Miss Yockey, you have yourself said that I am irresistible, and you may have thought you were joking. But ask anyone who’s met my wife . . . well, she’s gotten better at resisting me, but it’s a difficult feat to accomplish. My late mother said that I could accomplish anything, if I ever put my mind to it, and please don’t tell me my mother lied.

The question of resistance, however, brings me to a conundrum that long contemplation has not resolved in my mind: Are “gay” and “straight” mutually exclusive categories? Would a Venn diagram show them as non-intersecting circles? Is Andrew Sullivan utterly incapable of erotic interest in a woman? Could Camille Paglia ever feel attraction toward a man?

I answer: “No,” “no,” “maybe,” and “it would certainly be nice to think so.” I do not doubt, Miss Yockey, that you and your partner are happy together. But if somehow you were to become so unhappy as to split up, or if by misfortune you were widowed (as it were), I would not automatically rule out the possibility that your next partner could be male. More amazing things have certainly happened.

Teenage dopehead psycho becomes notorious right-wing journalist with beautiful wife and six kids? Impossible.

My dear grandmother used to say that I missed my calling, and should have been a preacher. Well, if you miss one calling, you never know what the next calling will be. And if you ignore that one, and are called again . . . But God keeps calling and calling, like the finance company wanting to have a friendly discussion about my 2004 Kia Optima. And by the time you finally answer the call, maybe you’re so messed up that the only use God has for you is as a perpetually impoverished blogger. (Hey, it’s not His fault that I didn’t answer the first call.)

Well, it’s 5 a.m. now, and Mrs. Other McCain’s alarm clock is set for 5:30 a.m., so we’ll see how irresistible I am when I bring her a fresh hot cup of coffee. But if I’m not entirely irresistible, what about God? Can I resist God, Miss Yockey? Can you?

You did not read this by accident, did you? My original career goal was to be a rock star. I been bloggin’ all night, my hands are wet on the keys . . .

UPDATE 6 a.m. ET: OK, so it turns out I am resistible. But I did bring her the coffee and thought of something: Am I privileging patriarchal heteronormativity, or whatever they call it in Women’s Studies course nowadays?

Do I appear an arrogant chauvinist, to suppose that if Cynthia Yockey and her partner woke up this morning to find Brad Pitt standing there with two fresh hot cups of coffee, that they’d decide to have a Brad sandwich for breakfast?

Excuse me while I leave you to contemplate that scenario. As an old football junkie, my bet is that Brad would put it in the end zone, even if he didn’t make the two-point conversion.

UPDATE 6:10 a.m.: Just talked to Mrs. Other McCain again. Sly humor: “I don’t know!”

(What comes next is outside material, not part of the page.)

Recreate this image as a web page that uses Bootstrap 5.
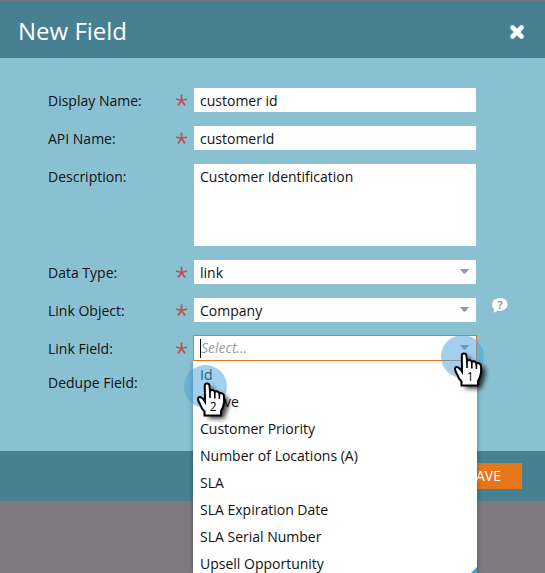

Trying hard to maintain family values while talking about baseball. Which reminds me that today the Braves play the Phillies in spring training. Who’s pitching and who’s catching? No, who’s on first! I don’t know! Third base!

UPDATE 7:15 a.m.: Professor Glenn Reynolds: “It figures this would come from a lesbian.” Ah, so two can play the old double-entendre game, eh? Well, back at ya, Professor!

Nothing says “family values” like ZZ Top . . .

I’m going to have to ask blogospheric neologian William Jacobson what to call it when the Professor sends me traffic via a carom shot off a lesbian blogger. Or perhaps Gunnery Sergeant Hartman will have some suggestions.